A play was staged in the village chowk (square) under a solar street light, which incidentally is the only light in the village and that too next to the mukhiya's house. We were a bit sceptical if we would have any audience but in no time the entire village turned up at the chowk (around 200 people). All of them thoroughly enjoyed the play and so did our theatre group. We finished dinner at around 11:30 and launched a few sky lanterns.

The event in Madhubani was supported by Sakhi, an organisation which works for the upliftment of women and also promotes fish farming. The event started with the lightning of the lamp as a symbol of enlightenment and a hope that renewable energy would lighten up the lives of the people.

Important dignitaries from the development sector were part of the programme and the most important member of the event was the 80 year old, Mrs Godavari Dutta. She has also been honoured by the Rashtrapati Award for her excellence in painting, social welfare and development. Even at the age of 80 she paints, though with some difficulty.

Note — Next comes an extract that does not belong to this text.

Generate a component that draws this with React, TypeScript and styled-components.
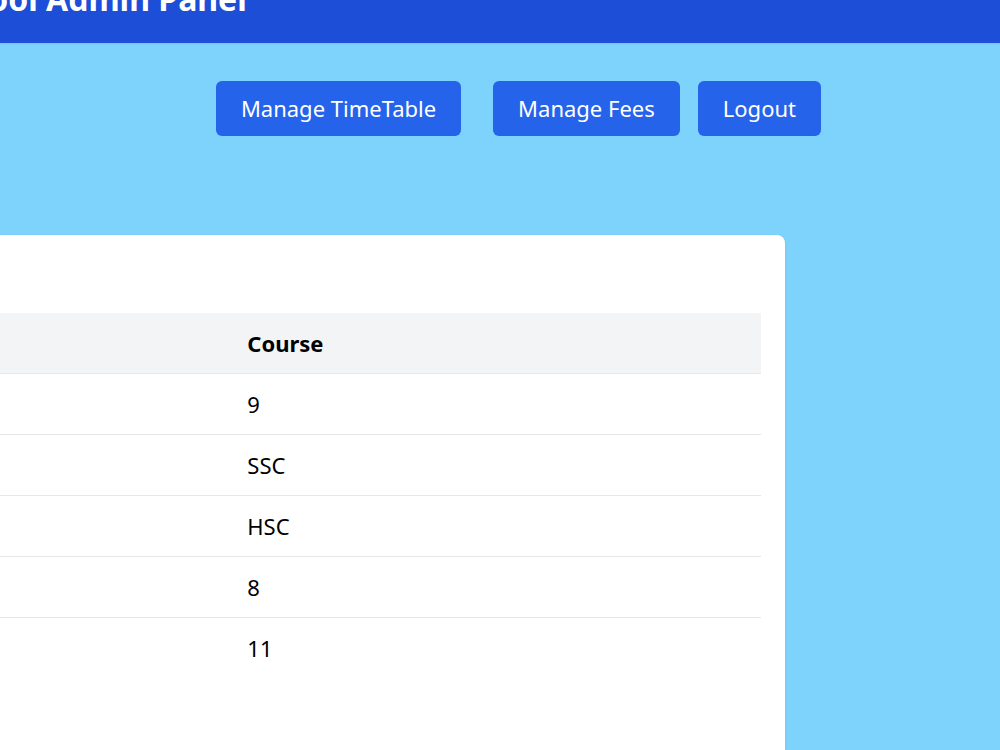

Despite her bad health she came for the programme as she saw it as the beginning of a new era for a place which has lived with darkness for a very long time now. According to her, the problem of electricity is so huge especially in a country like India which faces nine months of terrible heat.

The audience mostly comprised of women whose main source of livelihood was through the medium of these paintings. Some of them shared their problems and expressed hope that Greenpeace’s Urja Kranti would bring a change in their lives. The performance by the theatre yatris was full of energy and the audience had a good time.

Greenpeace was also presented with a Madhubani painting which depicted the various uses of renewable energy. The painting completely lived up to the description of being immensely precise and expressive.

Urja Kranti has been instrumental in bringing about awareness among people. The hope and enthusiasm can be seen with people coming in and voting for the pledge to demand their rights and ask for clean and uninterrupted energy. They want to preserve their rich heritage and live peacefully under the roof of a clean and safe environment.